Laidlay was a Justice of the Peace and attended Haddington Sherriff Court. In 1899 he built Invereil House overlooking the eighth fairway on the West Links , North Berwick where he resided with his daughter Faith Laidlay. Following the First World War, he moved to Sunningdale with his wife Eileen where his former caddie Jimmie Sheridan from Ferrygate Farm, Dirleton was the caddie master and they called their house 'Auldhame' after his family estate at North Berwick.

[fairway]
Searching on the 11th hole, West Links, North Berwick  © Digitalsport UK

Amateur players like Johnny Laidlay and Robert Maxwell lived on independent means and were able to play golf everyday. The Amateur Championship was originally played for among the blue-blooded fraternity and a closed shop to artisans. The competition played over a week precluded the local tradesmen from taking part.

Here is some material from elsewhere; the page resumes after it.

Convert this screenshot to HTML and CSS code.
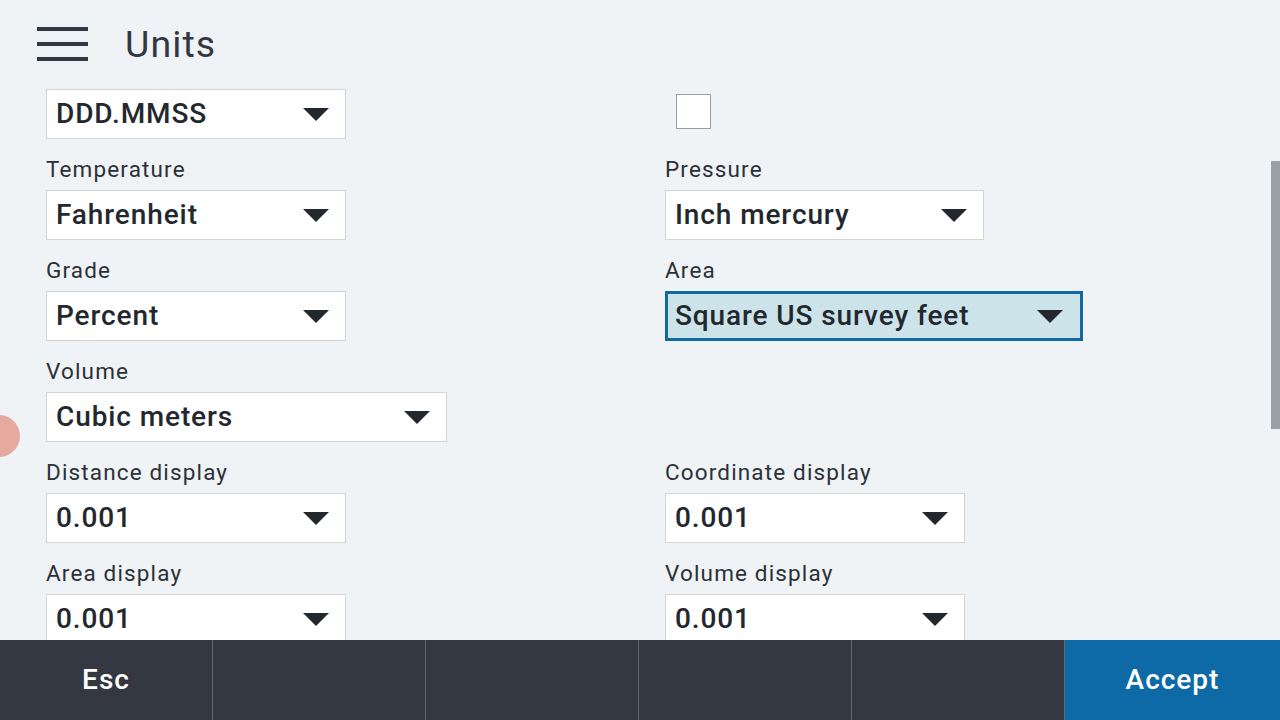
FILE: index.html
```html
<!DOCTYPE html>
<html>
<head>
<meta charset="utf-8">
<link rel="stylesheet" href="styles.css">
</head>
<body>
<div class="app">
  <header class="header">
    <svg class="menu" width="51" height="34" viewBox="0 0 51 34"><rect x="0" y="0" width="51" height="4" fill="#323843"/><rect x="0" y="15" width="51" height="4" fill="#323843"/><rect x="0" y="30" width="51" height="4" fill="#323843"/></svg>
    <h1 class="title">Units</h1>
  </header>
  <main class="content">
    <div class="grid">
      <div class="field first">
        <div class="select w300"><span>DDD.MMSS</span><i class="caret"></i></div>
      </div>
      <div class="field first">
        <div class="check"></div>
      </div>

      <div class="field">
        <div class="label">Temperature</div>
        <div class="select w300"><span>Fahrenheit</span><i class="caret"></i></div>
      </div>
      <div class="field">
        <div class="label">Pressure</div>
        <div class="select w319"><span>Inch mercury</span><i class="caret"></i></div>
      </div>

      <div class="field">
        <div class="label">Grade</div>
        <div class="select w300"><span>Percent</span><i class="caret"></i></div>
      </div>
      <div class="field">
        <div class="label">Area</div>
        <div class="select w418 active"><span>Square US survey feet</span><i class="caret"></i></div>
      </div>

      <div class="field">
        <div class="label">Volume</div>
        <div class="select w401"><span>Cubic meters</span><i class="caret"></i></div>
      </div>
      <div class="field"></div>

      <div class="field">
        <div class="label">Distance display</div>
        <div class="select w300"><span>0.001</span><i class="caret"></i></div>
      </div>
      <div class="field">
        <div class="label">Coordinate display</div>
        <div class="select w300"><span>0.001</span><i class="caret"></i></div>
      </div>

      <div class="field">
        <div class="label">Area display</div>
        <div class="select w300"><span>0.001</span><i class="caret"></i></div>
      </div>
      <div class="field">
        <div class="label">Volume display</div>
        <div class="select w300"><span>0.001</span><i class="caret"></i></div>
      </div>
    </div>
    <div class="scrollbar"></div>
    <div class="touch"></div>
  </main>
  <footer class="footer">
    <button class="fbtn">Esc</button>
    <button class="fbtn"></button>
    <button class="fbtn"></button>
    <button class="fbtn"></button>
    <button class="fbtn"></button>
    <button class="fbtn accept">Accept</button>
  </footer>
</div>
</body>
</html>
```

FILE: styles.css
```css
* { box-sizing: border-box; }
html, body { margin: 0; padding: 0; }
body {
  width: 1280px;
  height: 720px;
  overflow: hidden;
  background: #eff3f5;
  font-family: Roboto, "Liberation Sans", sans-serif;
  color: #262a31;
}
.app {
  display: flex;
  flex-direction: column;
  height: 720px;
}
.header {
  height: 89px;
  flex: none;
  display: flex;
  align-items: flex-start;
  padding-left: 37px;
}
.menu {
  margin-top: 27px;
  display: block;
}
.title {
  margin: 0 0 0 37px;
  font-size: 37.5px;
  font-weight: 400;
  letter-spacing: 1.1px;
  line-height: 42px;
  margin-top: 23px;
  color: #323843;
}
.content {
  position: relative;
  flex: 1;
  overflow: hidden;
  padding-left: 46px;
}
.grid {
  display: grid;
  grid-template-columns: 619px 1fr;
}
.field {
  display: flex;
  flex-direction: column;
  align-items: flex-start;
}
.label {
  margin-top: 16px;
  height: 28px;
  line-height: 28px;
  margin-bottom: 7px;
  font-size: 22.5px;
  letter-spacing: 1.15px;
  color: #2b3038;
}
.select {
  height: 50px;
  background: #fff;
  border: 1px solid #d2d5d8;
  display: flex;
  align-items: center;
  justify-content: space-between;
  padding: 0 16px 0 9px;
  font-size: 28px;
  font-weight: 500;
  letter-spacing: 0.9px;
  color: #23272e;
}
.select span { line-height: 48px; }
.select.active {
  border: 3px solid #106a9f;
  background: #cce3ea;
  padding-left: 7px;
  padding-right: 17px;
}
.caret {
  display: block;
  width: 0;
  height: 0;
  border-left: 13px solid transparent;
  border-right: 13px solid transparent;
  border-top: 13px solid #23272e;
  margin-top: 1px;
}
.w300 { width: 300px; }
.w319 { width: 319px; }
.w401 { width: 401px; }
.w418 { width: 418px; }
.check {
  width: 35px;
  height: 35px;
  margin: 5px 0 0 11px;
  background: #fff;
  border: 1px solid #9a9ea2;
}
.scrollbar {
  position: absolute;
  right: 0;
  top: 72px;
  width: 9px;
  height: 268px;
  background: #9aa0a4;
}
.touch {
  position: absolute;
  left: -22px;
  top: 326px;
  width: 42px;
  height: 42px;
  border-radius: 50%;
  background: rgba(228, 150, 138, 0.8);
}
.footer {
  height: 80px;
  flex: none;
  display: grid;
  grid-template-columns: repeat(5, 212px) 1fr;
  column-gap: 1px;
  background: #62676f;
}
.fbtn {
  border: 0;
  margin: 0;
  background: #343843;
  color: #fff;
  font-family: Roboto, "Liberation Sans", sans-serif;
  font-size: 28px;
  font-weight: 500;
  letter-spacing: 1px;
  padding: 0 0 2px 0;
}
.fbtn.accept {
  background: #0d6aa6;
}
```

Even in local competitions the joiners, teachers and clerks who played to a high standard within their golf club could not compete against Maxwell or Laidlay who were full time golfers. At the age of 61 years Laidlay played for Sunningdale against Oxford University and was a tough opponent over 36 holes. Laidlay and Maxwell played during a period when amateur golf was at its height of popularity and the standard was of a high quality although the professionals continued to dominate the Open Championship. His daughter Eileen 'Faith' Laidlay was a member of North Berwick Ladies Golf Club and her brother Peter Laidlay was a member of Sunningdale Golf Club. Johnny Laidlay died 15th July 1940, aged 80 years and is buried in Holy Trinity Cemetery, Sunningdale, Berkshire.